Deepfakes use AI to convincingly swap faces in video, clone voices from seconds of audio, and generate entirely synthetic but realistic media. The technology that creates them is the same diffusion and generative AI that makes creative tools powerful. In India, deepfake videos of politicians and celebrities have already caused real harm. Knowing they exist — and how to spot them — is now basic digital literacy.

In Plain English

Deepfakes are AI-generated synthetic media — videos, audio, or images — that realistically portray people doing or saying things they never did. They're created using the same generative AI techniques behind image generation. Detection is increasingly difficult and is an active research area.


The Technical Picture

Deepfake video generation uses GANs (face-swap) or diffusion models (full synthesis). Voice cloning uses neural TTS models trained on minutes of audio.
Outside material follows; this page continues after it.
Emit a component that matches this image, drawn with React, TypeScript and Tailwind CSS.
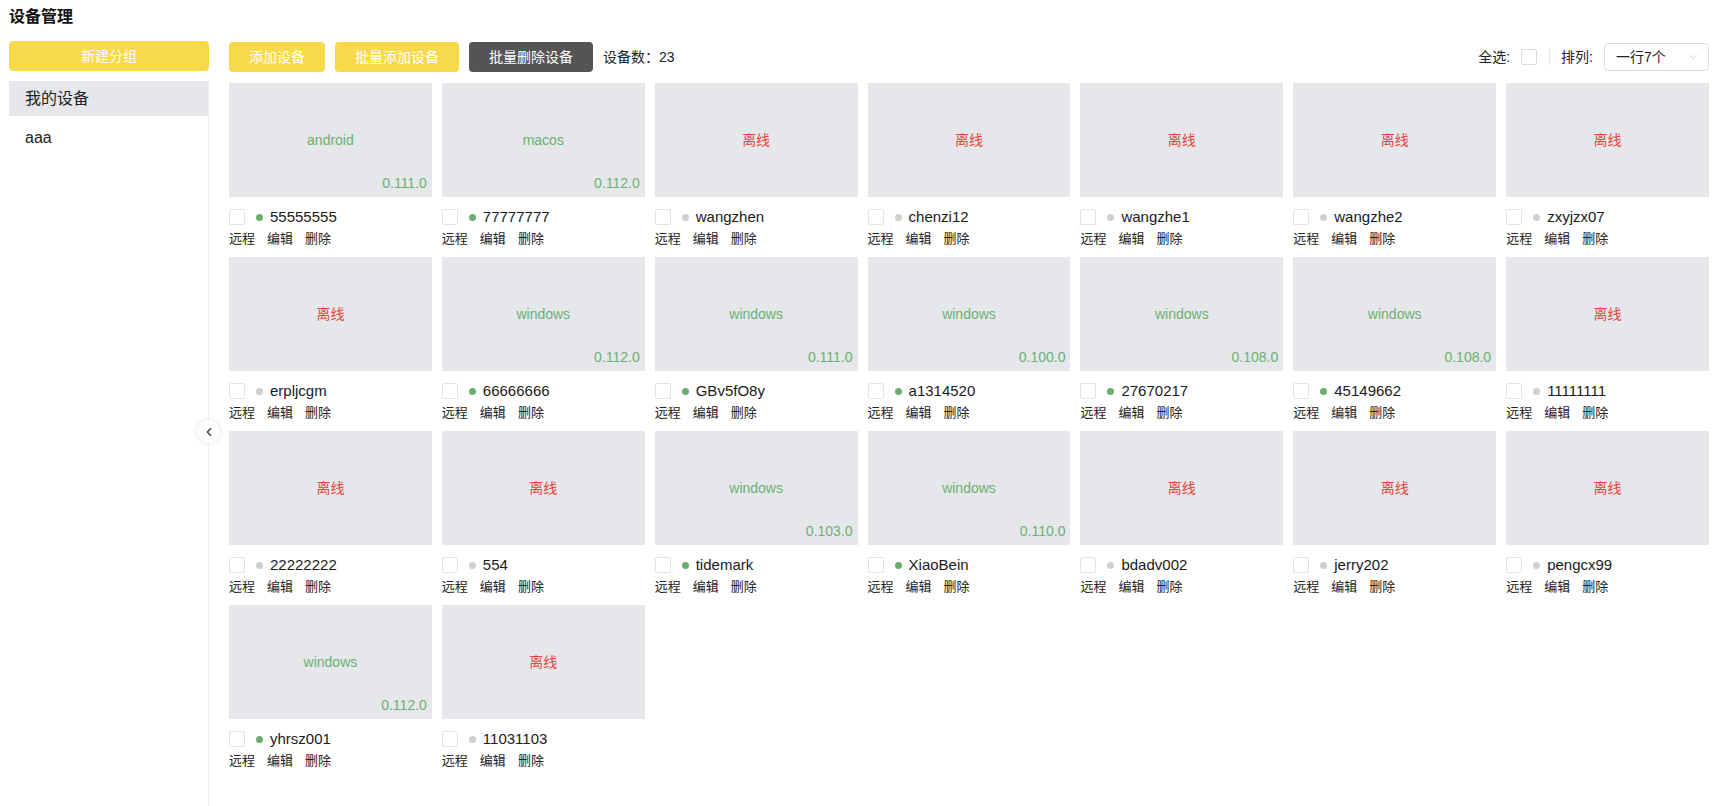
import React from "react";
import { ChevronDown, ChevronLeft } from "lucide-react";

type Dev = { os?: string; ver?: string; name: string };

const devices: Dev[] = [
  { os: "android", ver: "0.111.0", name: "55555555" },
  { os: "macos", ver: "0.112.0", name: "77777777" },
  { name: "wangzhen" },
  { name: "chenzi12" },
  { name: "wangzhe1" },
  { name: "wangzhe2" },
  { name: "zxyjzx07" },
  { name: "erpljcgm" },
  { os: "windows", ver: "0.112.0", name: "66666666" },
  { os: "windows", ver: "0.111.0", name: "GBv5fO8y" },
  { os: "windows", ver: "0.100.0", name: "a1314520" },
  { os: "windows", ver: "0.108.0", name: "27670217" },
  { os: "windows", ver: "0.108.0", name: "45149662" },
  { name: "11111111" },
  { name: "22222222" },
  { name: "554" },
  { os: "windows", ver: "0.103.0", name: "tidemark" },
  { os: "windows", ver: "0.110.0", name: "XiaoBein" },
  { name: "bdadv002" },
  { name: "jerry202" },
  { name: "pengcx99" },
  { os: "windows", ver: "0.112.0", name: "yhrsz001" },
  { name: "11031103" },
];

function Card({ d }: { d: Dev }) {
  const online = !!d.os;
  return (
    <div className="flex flex-col">
      <div className="relative h-[114px] bg-[#e5e7eb] flex items-center justify-center">
        {online ? (
          <span className="text-[14px] text-[#6cb072]">{d.os}</span>
        ) : (
          <span className="text-[14px] text-[#e8453c]">离线</span>
        )}
        {d.ver && (
          <span className="absolute right-[5px] bottom-[3px] text-[14px] text-[#6cb072]">{d.ver}</span>
        )}
      </div>
      <div className="mt-[9px] h-[22px] flex items-center">
        <span className="w-[16px] h-[16px] border border-[#e3e3e3] rounded-[2px] bg-white" />
        <span
          className={
            online
              ? "ml-[11px] w-[7px] h-[7px] rounded-full bg-[#6aad6f]"
              : "ml-[11px] w-[7px] h-[7px] rounded-full bg-[#d0d0d0]"
          }
        />
        <span className="ml-[7px] text-[15px] text-[#1a1a1a]">{d.name}</span>
      </div>
      <div className="h-[22px] flex items-center gap-[12px] text-[13px] text-[#222]">
        <span>远程</span>
        <span>编辑</span>
        <span>删除</span>
      </div>
    </div>
  );
}

export default function App() {
  return (
    <div
      className="h-screen flex flex-col bg-white text-[#222] overflow-hidden"
      style={{ fontFamily: '"Liberation Sans", "Noto Sans CJK SC", sans-serif' }}
    >
      <div className="h-[41px] pl-[9px] pt-[7px] text-[16px] leading-[20px] font-bold text-[#111]">设备管理</div>
      <div className="flex flex-1 min-h-0 pl-[9px] pr-[10px]">
        <div className="w-[200px] flex flex-col">
          <button className="h-[30px] rounded-[4px] bg-[#f8d94a] text-white text-[14px]">新建分组</button>
          <div className="relative mt-[10px] flex-1 border-r border-[#ececec] flex flex-col">
            <div className="h-[35px] bg-[#e5e7eb] pl-[16px] flex items-center text-[16px] text-[#222]">我的设备</div>
            <div className="h-[44px] pl-[16px] flex items-center text-[16px] text-[#222]">aaa</div>
            <button className="absolute top-[339px] right-[-12px] w-[23px] h-[23px] rounded-full bg-white shadow-[0_0_4px_rgba(0,0,0,0.12)] flex items-center justify-center text-[#333]">
              <ChevronLeft size={14} strokeWidth={2} />
            </button>
          </div>
        </div>
        <div className="flex-1 ml-[20px] flex flex-col">
          <div className="mt-[1px] h-[30px] flex items-center">
            <button className="h-[30px] px-[20px] rounded-[4px] bg-[#f8d94a] text-white text-[14px]">添加设备</button>
            <button className="ml-[10px] h-[30px] px-[20px] rounded-[4px] bg-[#f8d94a] text-white text-[14px]">批量添加设备</button>
            <button className="ml-[10px] h-[30px] px-[20px] rounded-[4px] bg-[#545454] text-white text-[14px]">批量删除设备</button>
            <span className="ml-[10px] text-[14px] text-[#222]">设备数：23</span>
            <div className="ml-auto flex items-center">
              <span className="text-[14px] text-[#222]">全选:</span>
              <span className="ml-[11px] w-[16px] h-[16px] border border-[#dcdcdc] rounded-[2px] bg-white" />
              <span className="ml-[12px] w-px h-[18px] bg-[#e8e8e8]" />
              <span className="ml-[11px] text-[14px] text-[#222]">排列:</span>
              <div className="ml-[11px] w-[105px] h-[28px] border border-[#dedede] rounded-[4px] flex items-center pl-[11px] pr-[8px]">
                <span className="text-[14px] text-[#222]">一行7个</span>
                <ChevronDown className="ml-auto text-[#c4c4c4]" size={14} strokeWidth={1.2} />
              </div>
            </div>
          </div>
          <div className="mt-[11px] grid grid-cols-7 gap-x-[10px] gap-y-[7px]">
            {devices.map((d, i) => (
              <Card key={i} d={d} />
            ))}
          </div>
        </div>
      </div>
    </div>
  );
}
Detection approaches include forensic artefact analysis, physiological signal detection (inconsistent blinking, unnatural blood flow patterns in video), and provenance watermarking (C2PA standard).

Real-World Examples

  • A deepfake of a Bollywood celebrity endorsing a financial scam circulated on WhatsApp in 2024
  • Voice cloning used in CEO fraud calls — convincing audio of executives authorising wire transfers
  • C2PA content credentials (supported by Adobe, Microsoft, Google) digitally sign authentic media at capture
Key Takeaway

Deepfakes make synthetic media indistinguishable from real — verification of sources is now a critical skill.